Un sergent de l'armée américaine habitué aux rues dangereuses de Bagdad travaille maintenant chez Google. Le choc culturel ne pourrait être plus grand, rapporte notre correspondant.

La journée du 20 avril restera gravée dans la mémoire du sergent Dale Sweetnam. C'est le jour où il est arrivé chez Google.

 

«La première chose qui m'a frappé, c'est la façon dont les gens étaient habillés, dit-il. Tout le monde avait l'air cool. Je me suis dit «Oh boy, je vais devoir aller magasiner ce soir.» «

Durant ses quatre années passées dans l'armée, dont treize mois en Irak, M. Sweetnam a dû vivre avec la présence d'un ennemi invisible, traverser des tempêtes de sable, et patrouiller au-dessus de Bagdad et de Bassora à bord d'hélicoptères Black Hawk. Ces jours-ci, le sergent Sweetnam relève un nouveau type de défi. Durant sa première semaine chez Google, il s'est battu à mains nues contre une lampe «lava» qui refusait de s'allumer. Il s'est familiarisé avec les matchs de ballon chasseur en fin d'après-midi. Il a découvert qu'il n'avait pas besoin de répondre «Roger» quand on lui demandait d'accomplir une tâche.
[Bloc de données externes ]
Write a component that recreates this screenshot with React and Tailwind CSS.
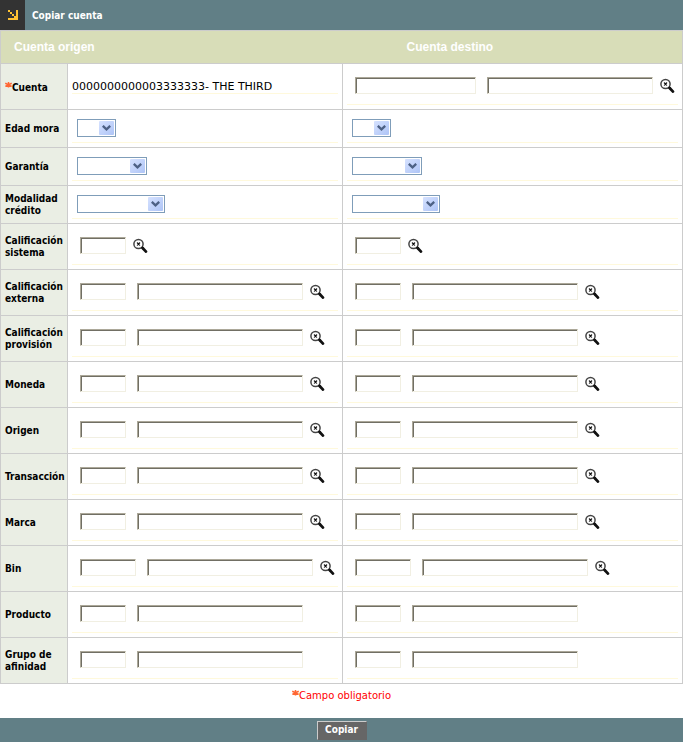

M. Sweetnam a aussi dû réapprendre à sourire, un trait de caractère qui n'est pas encouragé dans l'armée. «J'avais une attitude très directe, très efficace, explique-t-il. Au bout de quelques jours, les gens m'ont dit: «Hé, tu peux relaxer. C'est correct.»»

Pendant la prochaine année, M. Sweetnam travaillera dans le département des relations publiques de Google, au Googleplex de Washington. Son rôle est de tout assimiler «comme une éponge» et d'appliquer ses nouvelles connaissances à son retour dans l'armée.

Cet été, M. Sweetnam travaille sur le projet Google Voice, un programme qui permet aux usagers d'obtenir un numéro de téléphone Google qui les suit au travail, sur la route, ou à la maison. L'usager possède ainsi un seul numéro, et une seule boîte vocale dont les messages peuvent être entendus via l'internet, ou même retranscrits automatiquement en format texte, comme un courriel.

Ce nouveau service est offert en priorité aux familles de militaires déployés outre-mer, pour qui rester en contact est complexe. «J'ai vécu la frustration de ne pas pouvoir joindre mes proches quand j'étais en Irak. Je sais que les petites choses peuvent faire la différence.»

Habitué à se lever à 6h du matin et à avoir une journée planifiée à l'avance, M. Sweetnam vit désormais dans un monde qui lui semble parfois irréel, dit-il.

«L'armée vous prépare à faire face à tout. Cela dit, la culture de Google est à l'opposé de celle de l'armée. Comme soldat, on nous apprend à vivre selon des règles. Chez Google, tout ça fout le camp. Les tâches changent continuellement. Les objectifs sont plus abstraits. Au début, ça peut être étourdissant.»

Depuis son arrivée chez Google, M. Sweetnam fait part de ses réflexions dans son blogue, The Army Journalist. On peut y saisir la mesure de son étonnement. «Aujourd'hui, vendredi, nous avons eu du temps de récréation au travail, écrit-il, incrédule. Le chef cuisinier de Google a apporté des pizzas, des croquettes de poulet, des boîtes de jus. Nous avons joué au ballon chasseur. Ensuite, nous avons écouté des vidéos de Michael Jackson. Incroyable.»